▸ PROBLEM REQUIREMENTS: Nothing in the data should change when you return it, but leave the pictures out.
____
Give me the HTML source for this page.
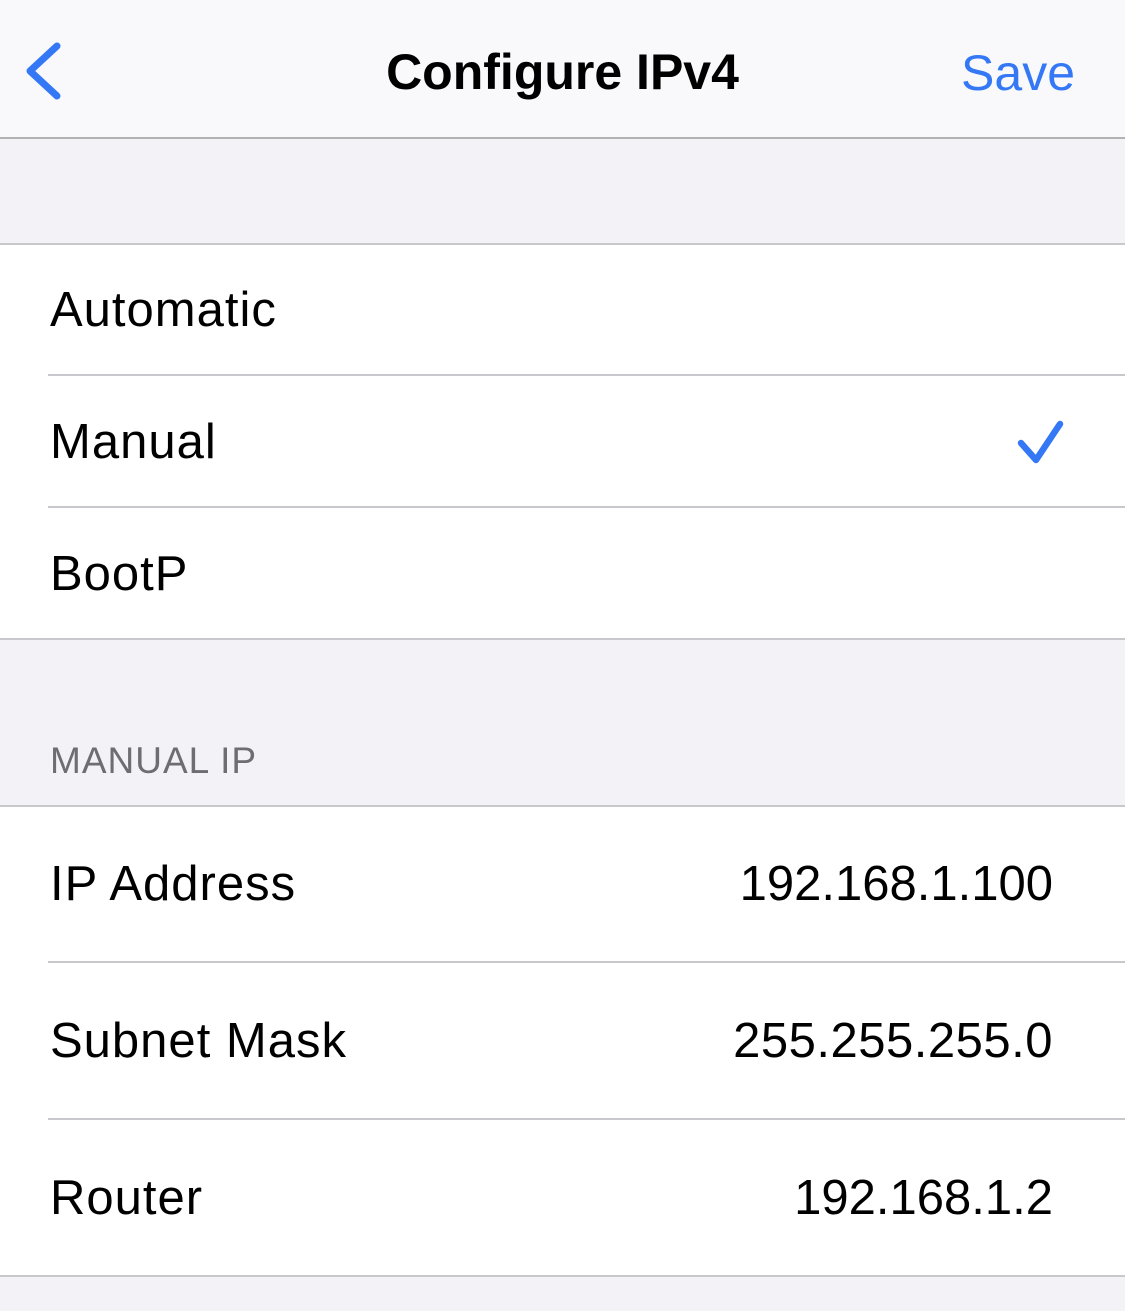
<!DOCTYPE html>
<html><head><style>
body{margin:0;width:1125px;height:1311px;background:#f2f2f7;font-family:"Liberation Sans",sans-serif;position:relative;overflow:hidden}
.a{position:absolute;left:0;width:1125px}
.t{position:absolute;font-size:49px;color:#000;white-space:nowrap}
.l{letter-spacing:1px}
.line{position:absolute;height:1.5px;background:#c8c7cc}
</style></head><body>
<div class="a" style="top:0;height:137px;background:#f9f9fb"></div>
<div class="line" style="left:0;width:1125px;top:137px;background:#b2b2b2"></div>
<svg style="position:absolute;left:0;top:0" width="120" height="137"><path d="M57 46 L30 71 L57 96" fill="none" stroke="#3478f6" stroke-width="7" stroke-linecap="round" stroke-linejoin="round"/></svg>
<div class="t" style="left:0;width:1125px;text-align:center;top:43px;font-weight:bold;font-size:50px">Configure IPv4</div>
<div class="t" style="right:50px;top:44px;color:#3478f6;font-size:50px">Save</div>

<div class="a" style="top:244px;height:394px;background:#fff"></div>
<div class="line" style="left:0;width:1125px;top:243px"></div>
<div class="line" style="left:48px;width:1077px;top:374px"></div>
<div class="line" style="left:48px;width:1077px;top:506px"></div>
<div class="line" style="left:0;width:1125px;top:638px"></div>
<div class="t l" style="left:50px;top:282px">Automatic</div>
<div class="t l" style="left:50px;top:414px">Manual</div>
<div class="t l" style="left:50px;top:546px">BootP</div>
<svg style="position:absolute;left:1000px;top:405px" width="80" height="80"><path d="M21 38 L36 55 L60 19" fill="none" stroke="#3478f6" stroke-width="6.5" stroke-linecap="round" stroke-linejoin="round"/></svg>

<div class="t" style="left:50px;top:740px;font-size:37px;color:#6d6d72;letter-spacing:1px">MANUAL IP</div>
<div class="a" style="top:806px;height:469px;background:#fff"></div>
<div class="line" style="left:0;width:1125px;top:805px"></div>
<div class="line" style="left:48px;width:1077px;top:961px"></div>
<div class="line" style="left:48px;width:1077px;top:1118px"></div>
<div class="line" style="left:0;width:1125px;top:1275px"></div>
<div class="t l" style="left:50px;top:856px">IP Address</div>
<div class="t" style="right:72px;top:856px">192.168.1.100</div>
<div class="t l" style="left:50px;top:1013px">Subnet Mask</div>
<div class="t" style="right:72px;top:1013px;letter-spacing:0.5px">255.255.255.0</div>
<div class="t l" style="left:50px;top:1170px">Router</div>
<div class="t" style="right:72px;top:1170px">192.168.1.2</div>
</body></html>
____
▸ EXERCISE OUTPUT:
Give me the HTML source for this page.
<!DOCTYPE html>
<html><head><style>
body{margin:0;width:1125px;height:1311px;background:#f2f2f7;font-family:"Liberation Sans",sans-serif;position:relative;overflow:hidden}
.a{position:absolute;left:0;width:1125px}
.t{position:absolute;font-size:49px;color:#000;white-space:nowrap}
.l{letter-spacing:1px}
.line{position:absolute;height:1.5px;background:#c8c7cc}
</style></head><body>
<div class="a" style="top:0;height:137px;background:#f9f9fb"></div>
<div class="line" style="left:0;width:1125px;top:137px;background:#b2b2b2"></div>
<svg style="position:absolute;left:0;top:0" width="120" height="137"><path d="M57 46 L30 71 L57 96" fill="none" stroke="#3478f6" stroke-width="7" stroke-linecap="round" stroke-linejoin="round"/></svg>
<div class="t" style="left:0;width:1125px;text-align:center;top:43px;font-weight:bold;font-size:50px">Configure IPv4</div>
<div class="t" style="right:50px;top:44px;color:#3478f6;font-size:50px">Save</div>

<div class="a" style="top:244px;height:394px;background:#fff"></div>
<div class="line" style="left:0;width:1125px;top:243px"></div>
<div class="line" style="left:48px;width:1077px;top:374px"></div>
<div class="line" style="left:48px;width:1077px;top:506px"></div>
<div class="line" style="left:0;width:1125px;top:638px"></div>
<div class="t l" style="left:50px;top:282px">Automatic</div>
<div class="t l" style="left:50px;top:414px">Manual</div>
<div class="t l" style="left:50px;top:546px">BootP</div>
<svg style="position:absolute;left:1000px;top:405px" width="80" height="80"><path d="M21 38 L36 55 L60 19" fill="none" stroke="#3478f6" stroke-width="6.5" stroke-linecap="round" stroke-linejoin="round"/></svg>

<div class="t" style="left:50px;top:740px;font-size:37px;color:#6d6d72;letter-spacing:1px">MANUAL IP</div>
<div class="a" style="top:806px;height:469px;background:#fff"></div>
<div class="line" style="left:0;width:1125px;top:805px"></div>
<div class="line" style="left:48px;width:1077px;top:961px"></div>
<div class="line" style="left:48px;width:1077px;top:1118px"></div>
<div class="line" style="left:0;width:1125px;top:1275px"></div>
<div class="t l" style="left:50px;top:856px">IP Address</div>
<div class="t" style="right:72px;top:856px">192.168.1.100</div>
<div class="t l" style="left:50px;top:1013px">Subnet Mask</div>
<div class="t" style="right:72px;top:1013px;letter-spacing:0.5px">255.255.255.0</div>
<div class="t l" style="left:50px;top:1170px">Router</div>
<div class="t" style="right:72px;top:1170px">192.168.1.2</div>
</body></html>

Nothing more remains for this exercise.